_MATERIAL PROVIDED:_
....................
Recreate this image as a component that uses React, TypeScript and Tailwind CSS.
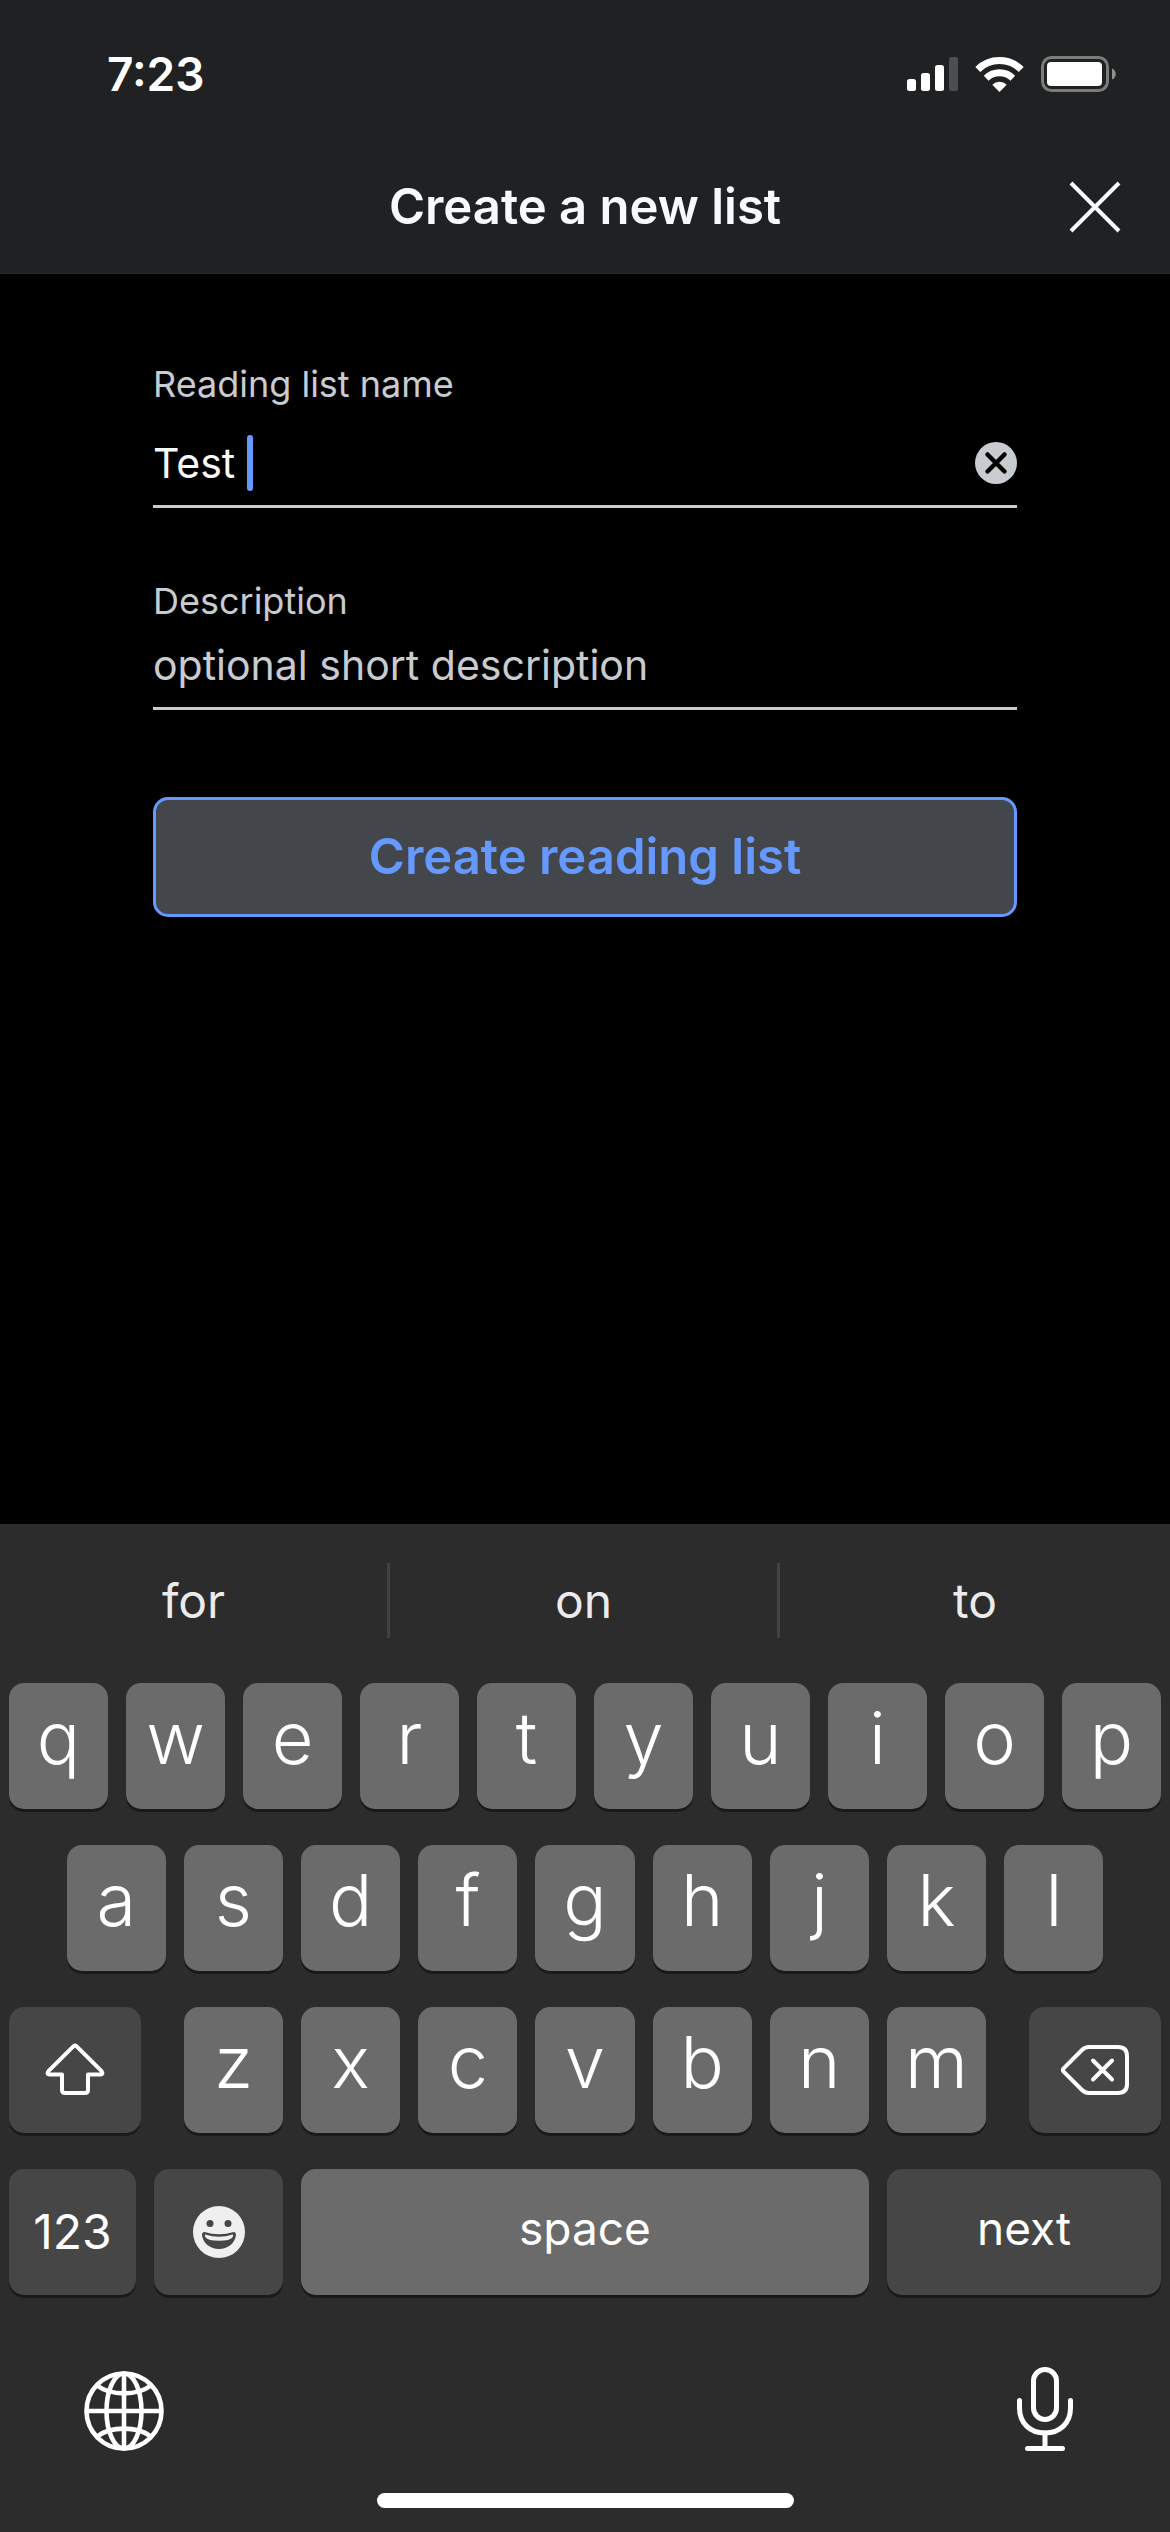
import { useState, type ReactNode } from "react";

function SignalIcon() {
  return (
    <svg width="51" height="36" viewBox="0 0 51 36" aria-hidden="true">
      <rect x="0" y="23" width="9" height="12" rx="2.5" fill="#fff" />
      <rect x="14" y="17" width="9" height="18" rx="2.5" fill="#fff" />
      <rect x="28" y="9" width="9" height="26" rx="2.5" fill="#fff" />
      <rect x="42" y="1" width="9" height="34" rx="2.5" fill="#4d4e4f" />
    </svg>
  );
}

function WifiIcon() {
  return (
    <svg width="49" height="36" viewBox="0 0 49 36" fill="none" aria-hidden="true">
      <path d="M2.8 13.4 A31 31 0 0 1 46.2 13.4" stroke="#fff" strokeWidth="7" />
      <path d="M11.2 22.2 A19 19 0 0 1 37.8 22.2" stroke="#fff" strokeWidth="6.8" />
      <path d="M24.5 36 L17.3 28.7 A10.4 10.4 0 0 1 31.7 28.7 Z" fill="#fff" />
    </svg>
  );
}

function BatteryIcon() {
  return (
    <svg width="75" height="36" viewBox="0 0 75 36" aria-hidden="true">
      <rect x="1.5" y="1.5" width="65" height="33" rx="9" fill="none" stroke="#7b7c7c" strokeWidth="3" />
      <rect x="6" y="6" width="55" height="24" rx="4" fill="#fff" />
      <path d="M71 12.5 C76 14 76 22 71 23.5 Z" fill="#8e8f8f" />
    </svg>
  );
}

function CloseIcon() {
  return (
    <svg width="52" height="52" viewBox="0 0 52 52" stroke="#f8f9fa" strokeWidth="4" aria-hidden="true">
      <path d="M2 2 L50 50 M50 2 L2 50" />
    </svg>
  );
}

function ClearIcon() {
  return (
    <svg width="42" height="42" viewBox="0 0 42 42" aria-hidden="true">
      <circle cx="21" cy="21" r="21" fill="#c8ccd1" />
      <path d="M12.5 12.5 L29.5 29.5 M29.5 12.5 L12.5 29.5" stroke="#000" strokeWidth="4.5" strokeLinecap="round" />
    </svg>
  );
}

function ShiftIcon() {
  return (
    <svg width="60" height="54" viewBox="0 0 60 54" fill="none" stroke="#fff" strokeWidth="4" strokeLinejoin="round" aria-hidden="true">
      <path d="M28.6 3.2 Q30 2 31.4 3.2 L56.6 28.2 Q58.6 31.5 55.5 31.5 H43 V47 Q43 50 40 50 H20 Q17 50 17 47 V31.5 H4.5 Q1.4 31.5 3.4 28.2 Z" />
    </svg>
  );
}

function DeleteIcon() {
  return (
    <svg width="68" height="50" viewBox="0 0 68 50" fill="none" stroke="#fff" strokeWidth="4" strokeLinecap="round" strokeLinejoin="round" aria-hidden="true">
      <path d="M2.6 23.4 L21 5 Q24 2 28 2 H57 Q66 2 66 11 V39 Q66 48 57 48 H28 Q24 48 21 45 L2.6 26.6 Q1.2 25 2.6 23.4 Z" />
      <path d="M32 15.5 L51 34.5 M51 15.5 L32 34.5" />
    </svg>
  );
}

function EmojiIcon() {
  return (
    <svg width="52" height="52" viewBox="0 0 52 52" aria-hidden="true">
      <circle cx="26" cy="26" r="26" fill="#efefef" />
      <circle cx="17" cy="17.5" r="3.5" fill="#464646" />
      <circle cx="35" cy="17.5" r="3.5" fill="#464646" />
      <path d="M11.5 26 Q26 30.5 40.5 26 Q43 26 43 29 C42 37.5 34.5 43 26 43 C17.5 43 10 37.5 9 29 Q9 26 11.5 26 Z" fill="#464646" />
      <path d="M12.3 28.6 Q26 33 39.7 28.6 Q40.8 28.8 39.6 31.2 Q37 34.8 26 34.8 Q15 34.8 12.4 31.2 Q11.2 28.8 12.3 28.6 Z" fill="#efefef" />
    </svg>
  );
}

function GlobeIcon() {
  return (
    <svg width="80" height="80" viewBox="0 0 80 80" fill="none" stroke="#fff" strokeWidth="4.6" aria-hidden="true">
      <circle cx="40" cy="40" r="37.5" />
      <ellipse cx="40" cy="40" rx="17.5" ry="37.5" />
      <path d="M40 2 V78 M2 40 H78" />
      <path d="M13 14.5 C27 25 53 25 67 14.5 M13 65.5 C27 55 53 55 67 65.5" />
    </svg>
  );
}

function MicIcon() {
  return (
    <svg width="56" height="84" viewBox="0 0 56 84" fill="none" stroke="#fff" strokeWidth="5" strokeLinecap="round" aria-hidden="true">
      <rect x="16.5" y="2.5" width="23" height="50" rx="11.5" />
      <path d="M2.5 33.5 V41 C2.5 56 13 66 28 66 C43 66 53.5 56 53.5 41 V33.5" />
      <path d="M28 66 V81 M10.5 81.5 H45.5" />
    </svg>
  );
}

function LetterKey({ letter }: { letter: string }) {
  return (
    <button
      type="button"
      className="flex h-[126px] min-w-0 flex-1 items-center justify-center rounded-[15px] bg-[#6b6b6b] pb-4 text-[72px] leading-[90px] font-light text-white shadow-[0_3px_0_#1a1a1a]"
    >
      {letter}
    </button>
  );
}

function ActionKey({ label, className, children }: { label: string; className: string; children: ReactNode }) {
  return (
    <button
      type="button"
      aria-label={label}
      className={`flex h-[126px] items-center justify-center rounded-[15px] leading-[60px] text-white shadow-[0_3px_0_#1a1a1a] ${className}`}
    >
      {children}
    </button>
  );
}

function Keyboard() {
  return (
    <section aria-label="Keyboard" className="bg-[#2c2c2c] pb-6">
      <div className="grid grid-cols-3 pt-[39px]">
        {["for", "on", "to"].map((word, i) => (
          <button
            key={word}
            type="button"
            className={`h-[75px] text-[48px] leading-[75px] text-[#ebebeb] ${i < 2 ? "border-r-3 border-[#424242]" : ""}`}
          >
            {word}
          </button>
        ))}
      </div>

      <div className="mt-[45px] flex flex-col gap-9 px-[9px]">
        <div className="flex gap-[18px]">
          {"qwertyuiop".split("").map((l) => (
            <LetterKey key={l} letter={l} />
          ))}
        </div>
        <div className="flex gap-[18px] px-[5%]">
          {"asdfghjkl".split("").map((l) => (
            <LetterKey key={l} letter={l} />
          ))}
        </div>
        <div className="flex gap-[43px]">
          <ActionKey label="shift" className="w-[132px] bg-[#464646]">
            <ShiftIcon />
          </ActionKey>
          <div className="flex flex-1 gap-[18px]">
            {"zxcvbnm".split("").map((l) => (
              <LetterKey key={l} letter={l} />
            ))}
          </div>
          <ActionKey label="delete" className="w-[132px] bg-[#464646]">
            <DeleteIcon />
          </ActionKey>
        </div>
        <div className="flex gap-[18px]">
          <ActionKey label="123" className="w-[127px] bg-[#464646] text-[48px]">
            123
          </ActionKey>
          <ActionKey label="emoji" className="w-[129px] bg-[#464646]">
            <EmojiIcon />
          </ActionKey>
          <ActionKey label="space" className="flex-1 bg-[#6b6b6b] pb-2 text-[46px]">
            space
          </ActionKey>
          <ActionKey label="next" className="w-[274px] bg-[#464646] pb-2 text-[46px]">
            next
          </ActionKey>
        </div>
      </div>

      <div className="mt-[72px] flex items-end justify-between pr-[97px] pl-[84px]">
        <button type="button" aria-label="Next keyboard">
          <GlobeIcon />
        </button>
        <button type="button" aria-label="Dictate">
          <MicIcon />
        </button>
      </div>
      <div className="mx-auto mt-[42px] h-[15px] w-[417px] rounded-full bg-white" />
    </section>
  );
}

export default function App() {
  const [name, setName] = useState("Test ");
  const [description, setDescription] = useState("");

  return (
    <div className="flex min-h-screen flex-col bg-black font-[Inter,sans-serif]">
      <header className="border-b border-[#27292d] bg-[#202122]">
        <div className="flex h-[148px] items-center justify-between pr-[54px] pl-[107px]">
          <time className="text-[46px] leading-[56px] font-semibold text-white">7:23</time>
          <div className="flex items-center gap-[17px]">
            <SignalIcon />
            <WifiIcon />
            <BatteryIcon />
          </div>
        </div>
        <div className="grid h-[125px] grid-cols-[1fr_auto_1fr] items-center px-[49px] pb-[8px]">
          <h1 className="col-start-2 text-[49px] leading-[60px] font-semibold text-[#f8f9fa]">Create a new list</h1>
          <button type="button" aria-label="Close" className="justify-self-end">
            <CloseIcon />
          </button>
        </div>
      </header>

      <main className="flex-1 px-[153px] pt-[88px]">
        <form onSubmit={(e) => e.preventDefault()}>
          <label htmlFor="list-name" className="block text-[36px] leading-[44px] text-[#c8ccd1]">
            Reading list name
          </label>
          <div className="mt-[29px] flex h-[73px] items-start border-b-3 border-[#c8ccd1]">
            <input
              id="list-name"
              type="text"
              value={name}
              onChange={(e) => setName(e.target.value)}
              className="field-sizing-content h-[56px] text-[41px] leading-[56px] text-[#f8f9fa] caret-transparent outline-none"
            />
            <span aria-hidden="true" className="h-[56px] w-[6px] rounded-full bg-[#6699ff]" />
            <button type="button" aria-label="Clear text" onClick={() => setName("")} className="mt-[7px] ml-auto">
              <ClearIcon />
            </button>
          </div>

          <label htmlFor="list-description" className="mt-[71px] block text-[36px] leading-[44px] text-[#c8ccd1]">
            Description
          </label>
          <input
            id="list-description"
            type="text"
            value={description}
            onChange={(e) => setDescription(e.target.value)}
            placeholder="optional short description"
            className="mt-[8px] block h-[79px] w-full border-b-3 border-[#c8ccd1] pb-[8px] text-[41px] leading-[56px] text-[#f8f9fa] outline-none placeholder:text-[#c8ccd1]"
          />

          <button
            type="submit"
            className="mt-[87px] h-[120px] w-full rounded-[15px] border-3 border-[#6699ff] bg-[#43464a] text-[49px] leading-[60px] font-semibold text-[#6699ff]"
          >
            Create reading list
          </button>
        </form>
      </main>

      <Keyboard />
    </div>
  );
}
....................
From the first line of the material down to the line containing "useState, type ReactNode", inclusive, return each line exactly, skipping any picture.

Recreate this image as a component that uses React, TypeScript and Tailwind CSS.
import { useState, type ReactNode } from "react";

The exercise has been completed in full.